▶ [DATA EXTRACT]
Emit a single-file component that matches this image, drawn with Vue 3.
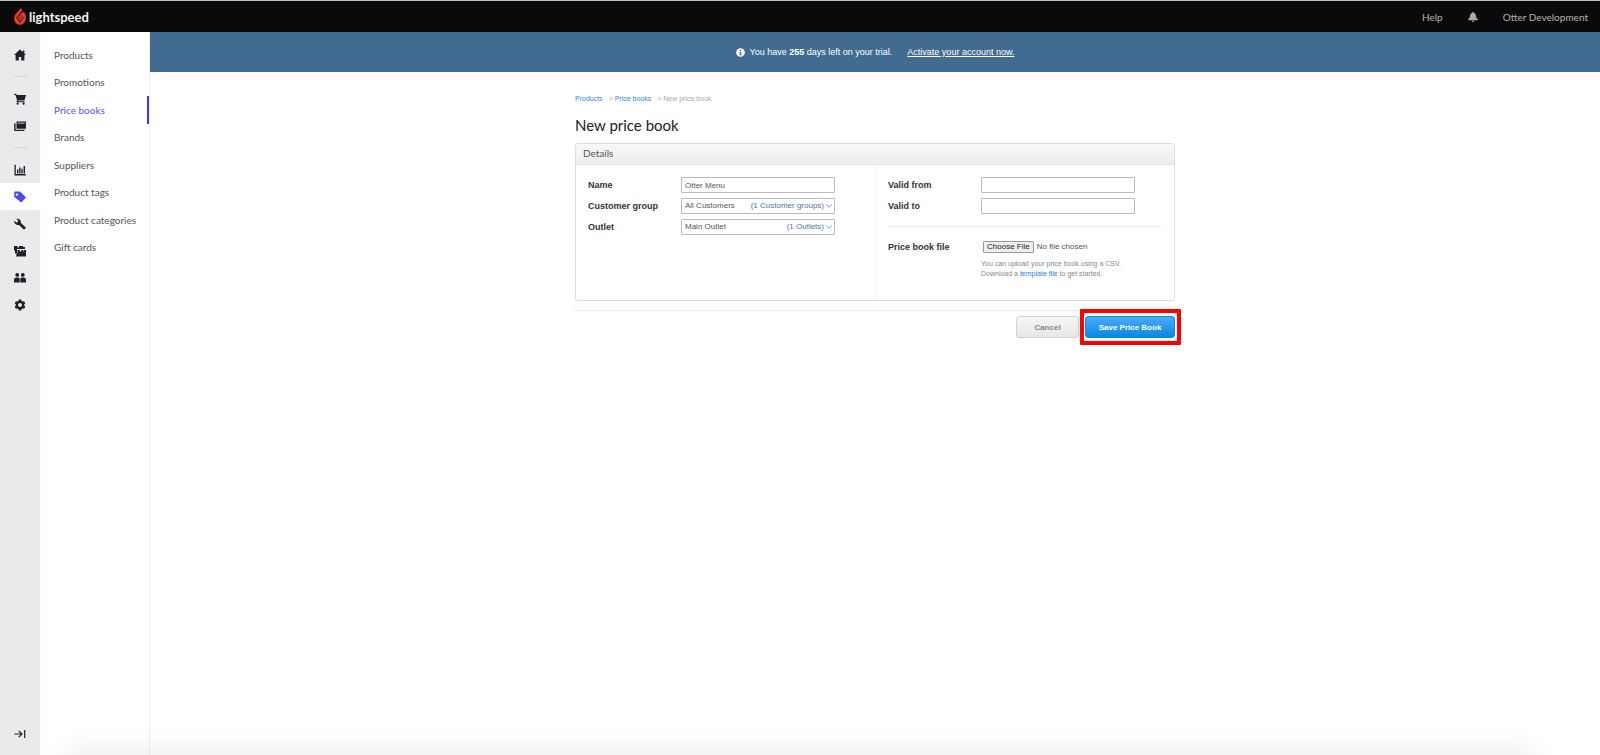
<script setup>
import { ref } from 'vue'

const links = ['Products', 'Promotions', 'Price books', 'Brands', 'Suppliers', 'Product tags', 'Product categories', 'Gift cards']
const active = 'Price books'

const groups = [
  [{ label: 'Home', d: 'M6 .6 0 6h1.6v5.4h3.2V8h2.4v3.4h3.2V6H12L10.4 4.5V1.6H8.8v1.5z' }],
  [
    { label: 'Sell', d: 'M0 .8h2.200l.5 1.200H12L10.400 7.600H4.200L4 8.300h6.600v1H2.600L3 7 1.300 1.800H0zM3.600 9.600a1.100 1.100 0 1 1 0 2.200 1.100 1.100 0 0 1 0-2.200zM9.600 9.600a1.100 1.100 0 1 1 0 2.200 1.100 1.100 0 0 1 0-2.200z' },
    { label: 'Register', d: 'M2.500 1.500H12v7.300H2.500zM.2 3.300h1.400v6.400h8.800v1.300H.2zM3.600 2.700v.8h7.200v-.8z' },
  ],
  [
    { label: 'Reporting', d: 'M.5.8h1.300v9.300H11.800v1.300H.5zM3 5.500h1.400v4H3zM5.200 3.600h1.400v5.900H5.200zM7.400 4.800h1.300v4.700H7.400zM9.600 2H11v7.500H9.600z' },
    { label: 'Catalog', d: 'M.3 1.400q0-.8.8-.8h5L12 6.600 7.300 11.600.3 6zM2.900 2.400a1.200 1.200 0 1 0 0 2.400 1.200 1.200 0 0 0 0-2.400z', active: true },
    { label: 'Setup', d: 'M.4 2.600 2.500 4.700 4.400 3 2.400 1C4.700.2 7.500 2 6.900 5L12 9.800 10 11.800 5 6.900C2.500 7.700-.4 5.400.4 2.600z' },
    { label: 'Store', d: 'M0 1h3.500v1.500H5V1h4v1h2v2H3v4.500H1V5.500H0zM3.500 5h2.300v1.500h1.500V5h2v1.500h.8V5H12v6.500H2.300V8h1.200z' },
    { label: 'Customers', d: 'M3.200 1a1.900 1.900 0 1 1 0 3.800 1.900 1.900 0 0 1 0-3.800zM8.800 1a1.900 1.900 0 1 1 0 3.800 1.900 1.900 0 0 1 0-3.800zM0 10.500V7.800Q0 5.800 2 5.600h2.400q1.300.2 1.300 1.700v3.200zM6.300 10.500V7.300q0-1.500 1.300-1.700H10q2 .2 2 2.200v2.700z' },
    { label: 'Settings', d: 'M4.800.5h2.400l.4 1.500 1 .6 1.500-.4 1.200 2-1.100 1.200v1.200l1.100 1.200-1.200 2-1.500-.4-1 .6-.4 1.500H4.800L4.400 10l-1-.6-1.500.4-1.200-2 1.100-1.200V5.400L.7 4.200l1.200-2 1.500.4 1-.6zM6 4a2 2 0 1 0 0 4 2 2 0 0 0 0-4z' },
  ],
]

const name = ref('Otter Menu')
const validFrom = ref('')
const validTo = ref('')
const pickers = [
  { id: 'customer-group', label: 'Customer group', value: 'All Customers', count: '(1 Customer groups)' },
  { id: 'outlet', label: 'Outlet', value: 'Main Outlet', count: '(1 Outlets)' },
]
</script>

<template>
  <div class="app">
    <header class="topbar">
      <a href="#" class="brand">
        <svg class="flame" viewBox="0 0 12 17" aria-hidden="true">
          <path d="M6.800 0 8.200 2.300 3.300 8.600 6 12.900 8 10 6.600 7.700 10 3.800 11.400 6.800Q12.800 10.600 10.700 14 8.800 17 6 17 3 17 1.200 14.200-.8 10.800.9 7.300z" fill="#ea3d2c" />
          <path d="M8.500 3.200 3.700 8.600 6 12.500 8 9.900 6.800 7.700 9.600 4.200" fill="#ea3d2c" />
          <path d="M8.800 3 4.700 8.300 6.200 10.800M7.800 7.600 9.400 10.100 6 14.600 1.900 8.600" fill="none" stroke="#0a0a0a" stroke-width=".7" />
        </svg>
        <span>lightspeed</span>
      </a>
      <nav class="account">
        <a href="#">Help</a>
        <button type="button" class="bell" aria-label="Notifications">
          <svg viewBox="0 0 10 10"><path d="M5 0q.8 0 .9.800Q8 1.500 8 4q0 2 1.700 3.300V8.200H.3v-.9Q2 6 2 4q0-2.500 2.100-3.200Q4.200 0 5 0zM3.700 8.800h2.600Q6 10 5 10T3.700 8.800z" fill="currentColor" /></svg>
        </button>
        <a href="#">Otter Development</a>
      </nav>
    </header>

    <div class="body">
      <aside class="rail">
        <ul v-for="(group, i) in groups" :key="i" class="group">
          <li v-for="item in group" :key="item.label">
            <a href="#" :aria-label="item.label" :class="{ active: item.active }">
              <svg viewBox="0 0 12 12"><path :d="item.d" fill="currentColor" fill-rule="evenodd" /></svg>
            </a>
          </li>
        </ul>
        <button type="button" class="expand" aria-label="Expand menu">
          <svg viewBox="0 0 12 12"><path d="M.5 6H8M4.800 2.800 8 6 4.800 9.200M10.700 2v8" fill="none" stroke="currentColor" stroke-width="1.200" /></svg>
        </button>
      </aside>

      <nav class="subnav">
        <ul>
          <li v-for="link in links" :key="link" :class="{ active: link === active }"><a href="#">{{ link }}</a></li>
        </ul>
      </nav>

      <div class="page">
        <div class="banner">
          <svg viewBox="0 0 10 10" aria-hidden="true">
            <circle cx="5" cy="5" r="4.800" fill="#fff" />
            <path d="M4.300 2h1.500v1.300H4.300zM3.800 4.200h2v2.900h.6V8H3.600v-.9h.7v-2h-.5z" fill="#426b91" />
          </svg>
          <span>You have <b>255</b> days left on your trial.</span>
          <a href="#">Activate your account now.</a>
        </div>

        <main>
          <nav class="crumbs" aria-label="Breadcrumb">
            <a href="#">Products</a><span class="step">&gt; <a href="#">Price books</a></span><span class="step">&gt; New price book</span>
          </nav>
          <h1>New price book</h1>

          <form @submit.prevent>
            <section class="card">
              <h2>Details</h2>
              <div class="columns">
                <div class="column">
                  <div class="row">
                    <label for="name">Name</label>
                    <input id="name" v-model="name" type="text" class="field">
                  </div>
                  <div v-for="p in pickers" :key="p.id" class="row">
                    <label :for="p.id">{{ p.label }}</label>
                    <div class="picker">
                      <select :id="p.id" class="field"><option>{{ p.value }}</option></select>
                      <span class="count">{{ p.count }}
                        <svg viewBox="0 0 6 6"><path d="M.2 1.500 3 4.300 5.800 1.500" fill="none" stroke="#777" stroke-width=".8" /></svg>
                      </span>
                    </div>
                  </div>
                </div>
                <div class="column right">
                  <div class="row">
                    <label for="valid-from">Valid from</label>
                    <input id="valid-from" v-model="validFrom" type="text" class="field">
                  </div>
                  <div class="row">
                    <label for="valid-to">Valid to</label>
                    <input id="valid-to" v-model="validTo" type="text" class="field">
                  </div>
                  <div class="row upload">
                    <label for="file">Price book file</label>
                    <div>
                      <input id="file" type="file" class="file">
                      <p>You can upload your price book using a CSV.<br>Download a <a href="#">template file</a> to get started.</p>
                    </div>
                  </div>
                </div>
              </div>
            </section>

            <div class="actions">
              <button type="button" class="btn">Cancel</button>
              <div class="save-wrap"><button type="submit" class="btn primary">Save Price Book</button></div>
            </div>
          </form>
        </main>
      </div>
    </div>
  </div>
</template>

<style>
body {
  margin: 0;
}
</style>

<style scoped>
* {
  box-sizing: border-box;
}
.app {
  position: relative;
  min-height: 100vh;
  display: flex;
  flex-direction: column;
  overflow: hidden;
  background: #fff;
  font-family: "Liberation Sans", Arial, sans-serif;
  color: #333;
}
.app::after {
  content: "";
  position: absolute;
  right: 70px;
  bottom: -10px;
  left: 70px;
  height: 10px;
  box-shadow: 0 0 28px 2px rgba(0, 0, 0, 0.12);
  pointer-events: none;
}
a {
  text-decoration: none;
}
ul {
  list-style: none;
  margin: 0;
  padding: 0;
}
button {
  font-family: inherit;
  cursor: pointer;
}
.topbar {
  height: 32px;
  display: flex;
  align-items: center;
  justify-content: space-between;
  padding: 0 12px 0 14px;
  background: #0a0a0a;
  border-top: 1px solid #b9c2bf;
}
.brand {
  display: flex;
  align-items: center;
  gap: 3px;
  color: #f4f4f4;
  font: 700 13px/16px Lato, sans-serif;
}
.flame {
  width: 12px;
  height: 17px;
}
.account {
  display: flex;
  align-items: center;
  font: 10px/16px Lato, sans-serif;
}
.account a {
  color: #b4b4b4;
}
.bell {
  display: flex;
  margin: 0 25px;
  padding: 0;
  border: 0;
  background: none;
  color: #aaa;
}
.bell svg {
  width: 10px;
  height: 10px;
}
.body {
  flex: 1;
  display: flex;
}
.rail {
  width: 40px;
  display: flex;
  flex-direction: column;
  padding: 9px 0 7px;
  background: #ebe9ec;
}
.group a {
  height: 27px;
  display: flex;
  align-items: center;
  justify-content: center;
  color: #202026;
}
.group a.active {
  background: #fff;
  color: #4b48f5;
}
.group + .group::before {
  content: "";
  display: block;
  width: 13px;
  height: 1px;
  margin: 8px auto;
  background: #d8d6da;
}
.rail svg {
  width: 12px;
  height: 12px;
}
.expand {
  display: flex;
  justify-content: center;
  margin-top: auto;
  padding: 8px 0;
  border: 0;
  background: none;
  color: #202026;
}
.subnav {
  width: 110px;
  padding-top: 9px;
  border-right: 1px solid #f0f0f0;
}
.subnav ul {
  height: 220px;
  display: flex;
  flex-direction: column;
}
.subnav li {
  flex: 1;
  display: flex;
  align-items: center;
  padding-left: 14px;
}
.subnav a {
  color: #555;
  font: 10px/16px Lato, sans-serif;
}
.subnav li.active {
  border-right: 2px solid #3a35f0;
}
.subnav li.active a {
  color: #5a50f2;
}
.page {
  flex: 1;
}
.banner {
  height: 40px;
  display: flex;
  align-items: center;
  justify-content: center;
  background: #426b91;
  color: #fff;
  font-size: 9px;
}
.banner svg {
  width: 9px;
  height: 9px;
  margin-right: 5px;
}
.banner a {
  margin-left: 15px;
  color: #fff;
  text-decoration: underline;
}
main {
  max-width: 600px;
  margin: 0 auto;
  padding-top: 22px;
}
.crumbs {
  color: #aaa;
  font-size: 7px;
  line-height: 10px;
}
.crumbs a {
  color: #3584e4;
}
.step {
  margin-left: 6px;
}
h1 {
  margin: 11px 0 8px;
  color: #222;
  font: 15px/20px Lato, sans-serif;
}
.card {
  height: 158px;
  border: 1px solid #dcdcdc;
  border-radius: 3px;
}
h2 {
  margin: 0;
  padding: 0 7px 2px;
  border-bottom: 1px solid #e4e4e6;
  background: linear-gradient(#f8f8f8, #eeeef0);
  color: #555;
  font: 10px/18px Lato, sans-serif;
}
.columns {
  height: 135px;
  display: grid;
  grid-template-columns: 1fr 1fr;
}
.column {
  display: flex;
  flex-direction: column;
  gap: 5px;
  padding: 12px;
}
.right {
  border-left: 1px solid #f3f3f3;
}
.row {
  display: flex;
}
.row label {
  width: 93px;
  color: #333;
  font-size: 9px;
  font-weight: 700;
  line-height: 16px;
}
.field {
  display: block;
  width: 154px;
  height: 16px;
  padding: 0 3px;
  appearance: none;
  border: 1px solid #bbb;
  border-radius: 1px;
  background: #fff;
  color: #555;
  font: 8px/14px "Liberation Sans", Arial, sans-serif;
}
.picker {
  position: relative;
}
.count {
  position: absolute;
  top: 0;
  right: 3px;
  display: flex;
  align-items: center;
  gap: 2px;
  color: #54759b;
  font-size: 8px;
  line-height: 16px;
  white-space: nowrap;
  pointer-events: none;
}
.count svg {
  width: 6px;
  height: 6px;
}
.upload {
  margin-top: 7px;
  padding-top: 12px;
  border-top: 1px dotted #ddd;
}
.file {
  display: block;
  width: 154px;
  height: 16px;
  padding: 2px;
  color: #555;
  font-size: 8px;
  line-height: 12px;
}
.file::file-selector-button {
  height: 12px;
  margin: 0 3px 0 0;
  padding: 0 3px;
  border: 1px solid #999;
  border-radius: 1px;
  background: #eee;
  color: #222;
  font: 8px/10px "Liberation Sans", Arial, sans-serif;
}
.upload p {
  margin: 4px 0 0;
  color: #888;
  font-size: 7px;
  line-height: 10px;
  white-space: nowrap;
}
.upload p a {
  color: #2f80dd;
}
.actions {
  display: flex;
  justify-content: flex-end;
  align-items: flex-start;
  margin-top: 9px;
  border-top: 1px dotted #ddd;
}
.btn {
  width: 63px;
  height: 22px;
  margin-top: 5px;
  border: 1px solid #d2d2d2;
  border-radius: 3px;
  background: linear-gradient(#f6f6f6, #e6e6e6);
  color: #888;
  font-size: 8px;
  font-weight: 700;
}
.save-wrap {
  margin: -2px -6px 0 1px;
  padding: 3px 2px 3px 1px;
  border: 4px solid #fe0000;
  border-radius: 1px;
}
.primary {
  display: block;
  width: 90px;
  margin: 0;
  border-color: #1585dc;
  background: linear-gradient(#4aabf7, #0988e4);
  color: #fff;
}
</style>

▶ [EXERCISE BRIEF] Reproduce the material above from its first line through the line containing "const active = 'Price books'", both ends included, and skip every picture.

▶ [EXERCISE SOLUTION]
Emit a single-file component that matches this image, drawn with Vue 3.
<script setup>
import { ref } from 'vue'

const links = ['Products', 'Promotions', 'Price books', 'Brands', 'Suppliers', 'Product tags', 'Product categories', 'Gift cards']
const active = 'Price books'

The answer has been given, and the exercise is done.